Can you write out all the lines word for word, with no pictures?

------------------------------------------------------------

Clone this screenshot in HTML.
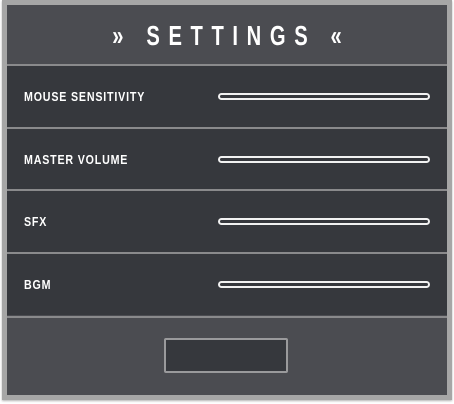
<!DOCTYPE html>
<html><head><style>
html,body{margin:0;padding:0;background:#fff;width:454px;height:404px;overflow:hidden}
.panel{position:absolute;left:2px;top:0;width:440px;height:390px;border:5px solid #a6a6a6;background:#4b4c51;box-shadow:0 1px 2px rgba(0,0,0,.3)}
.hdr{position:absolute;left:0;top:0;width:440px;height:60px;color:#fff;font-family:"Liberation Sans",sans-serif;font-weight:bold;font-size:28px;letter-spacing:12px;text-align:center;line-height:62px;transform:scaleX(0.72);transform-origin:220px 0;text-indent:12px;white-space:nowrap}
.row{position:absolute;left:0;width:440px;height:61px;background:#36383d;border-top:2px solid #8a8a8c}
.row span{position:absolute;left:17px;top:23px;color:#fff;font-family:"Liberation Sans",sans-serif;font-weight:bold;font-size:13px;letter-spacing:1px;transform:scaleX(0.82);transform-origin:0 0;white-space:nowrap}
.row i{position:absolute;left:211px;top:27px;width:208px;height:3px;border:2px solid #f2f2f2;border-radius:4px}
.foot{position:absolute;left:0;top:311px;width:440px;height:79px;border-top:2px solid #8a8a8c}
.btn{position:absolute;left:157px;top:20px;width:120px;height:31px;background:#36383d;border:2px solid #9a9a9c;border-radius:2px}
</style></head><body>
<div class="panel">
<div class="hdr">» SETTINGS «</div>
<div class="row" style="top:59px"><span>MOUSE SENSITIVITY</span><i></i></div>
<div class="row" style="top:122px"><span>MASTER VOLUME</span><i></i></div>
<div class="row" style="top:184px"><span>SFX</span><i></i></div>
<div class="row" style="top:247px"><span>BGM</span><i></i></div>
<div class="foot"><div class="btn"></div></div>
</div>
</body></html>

------------------------------------------------------------

▸ Solution to this problem
Clone this screenshot in HTML.
<!DOCTYPE html>
<html><head><style>
html,body{margin:0;padding:0;background:#fff;width:454px;height:404px;overflow:hidden}
.panel{position:absolute;left:2px;top:0;width:440px;height:390px;border:5px solid #a6a6a6;background:#4b4c51;box-shadow:0 1px 2px rgba(0,0,0,.3)}
.hdr{position:absolute;left:0;top:0;width:440px;height:60px;color:#fff;font-family:"Liberation Sans",sans-serif;font-weight:bold;font-size:28px;letter-spacing:12px;text-align:center;line-height:62px;transform:scaleX(0.72);transform-origin:220px 0;text-indent:12px;white-space:nowrap}
.row{position:absolute;left:0;width:440px;height:61px;background:#36383d;border-top:2px solid #8a8a8c}
.row span{position:absolute;left:17px;top:23px;color:#fff;font-family:"Liberation Sans",sans-serif;font-weight:bold;font-size:13px;letter-spacing:1px;transform:scaleX(0.82);transform-origin:0 0;white-space:nowrap}
.row i{position:absolute;left:211px;top:27px;width:208px;height:3px;border:2px solid #f2f2f2;border-radius:4px}
.foot{position:absolute;left:0;top:311px;width:440px;height:79px;border-top:2px solid #8a8a8c}
.btn{position:absolute;left:157px;top:20px;width:120px;height:31px;background:#36383d;border:2px solid #9a9a9c;border-radius:2px}
</style></head><body>
<div class="panel">
<div class="hdr">» SETTINGS «</div>
<div class="row" style="top:59px"><span>MOUSE SENSITIVITY</span><i></i></div>
<div class="row" style="top:122px"><span>MASTER VOLUME</span><i></i></div>
<div class="row" style="top:184px"><span>SFX</span><i></i></div>
<div class="row" style="top:247px"><span>BGM</span><i></i></div>
<div class="foot"><div class="btn"></div></div>
</div>
</body></html>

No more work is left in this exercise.